Rapzid · on April 2, 2020

Dat architecture tho: https://cortexmetrics.io/docs/architecture/ . Holy bi-gebus.

netingle · on April 2, 2020

Thats the "microservices" mode - you can run it as a single process and the architecture becomes super boring.

Its like looking at the module interdependencies of reasonably large piece of software; of course its going to look complicated.

valyala · on April 4, 2020

According to Cortex docs [1], a single-process Cortex isn't production ready. It is intended for development and testing only.

[1] https://cortexmetrics.io/docs/configuration/single-process-c...

zytek · on April 2, 2020

Congrats to Grafana Team!

If you're looking at scaling your Prometheus setup - check out also Victoria Metrics.

Operational simplicity and scalability/robustness are what drive me to it.

I used to to send metrics from multiple Kubernetes clusters with Prometheus - each cluster having Prom with remote_write directive to send metrics to central VictoriaMetrics service.

That way my "edge" prometheus installations are practically "stateless", easily set up using prometheus-operator.

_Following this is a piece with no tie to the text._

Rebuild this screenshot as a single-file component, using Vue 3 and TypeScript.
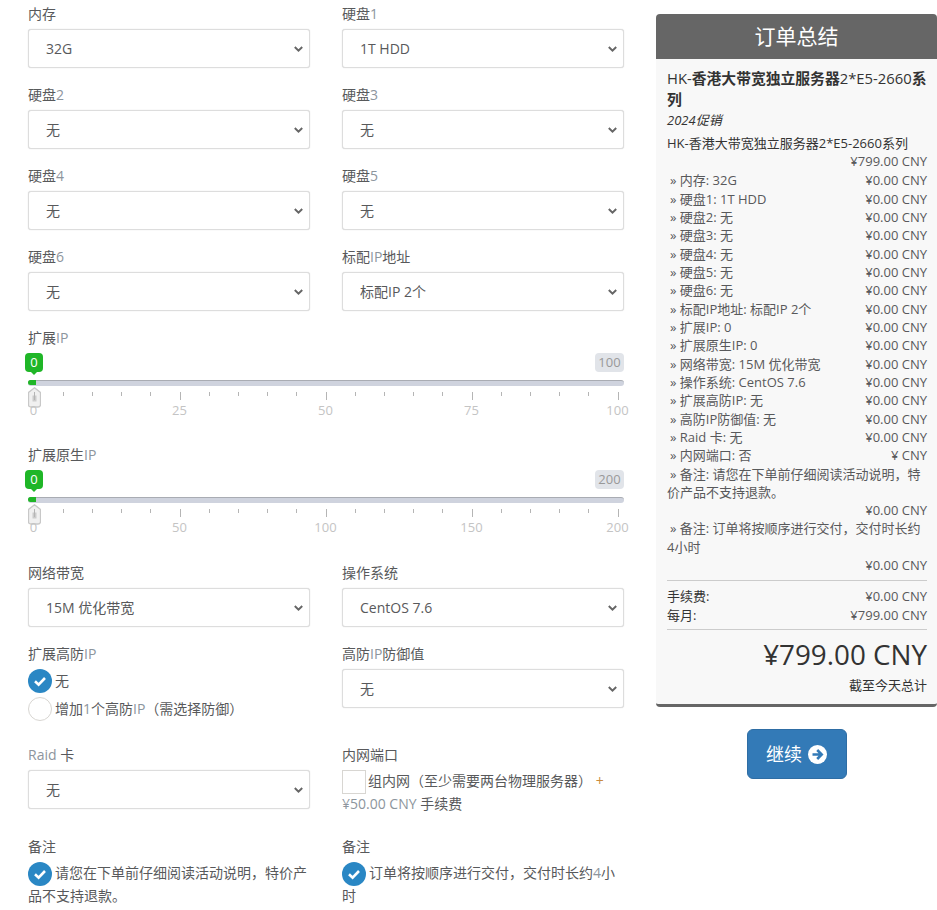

You don't even need to add persistent storage to them.

mmcclellan · on April 2, 2020

New to Cortex but when looking at a comparison of Prometheus and InfluxDB (like https://prometheus.io/docs/introduction/comparison/#promethe...) it appears that Cortex offers similar horizontal scalability features to the InfluxDB Enterprise offering. The linked comparison does note the difference between event logging and metrics recording but I am curious (choosy beggar that I am) whether others consider them separate tooling or whether it is possible to remain performant using one solution.

stuff4ben · on April 2, 2020

This was a Weaveworks project right?

gouthamve · on April 2, 2020

Yes, it was created at Weaveworks, but it was later donated to CNCF and now the community is much bigger! Having said that Weaveworks is still a major contributor!

mattmendick · on April 2, 2020

Really exciting! Well done

rfratto · on April 2, 2020

Great job Cortex team!

demilich · on April 3, 2020

Good job, excited!

throwaway50203 · on April 2, 2020

Reminder: github star history is in no way a measure of quality.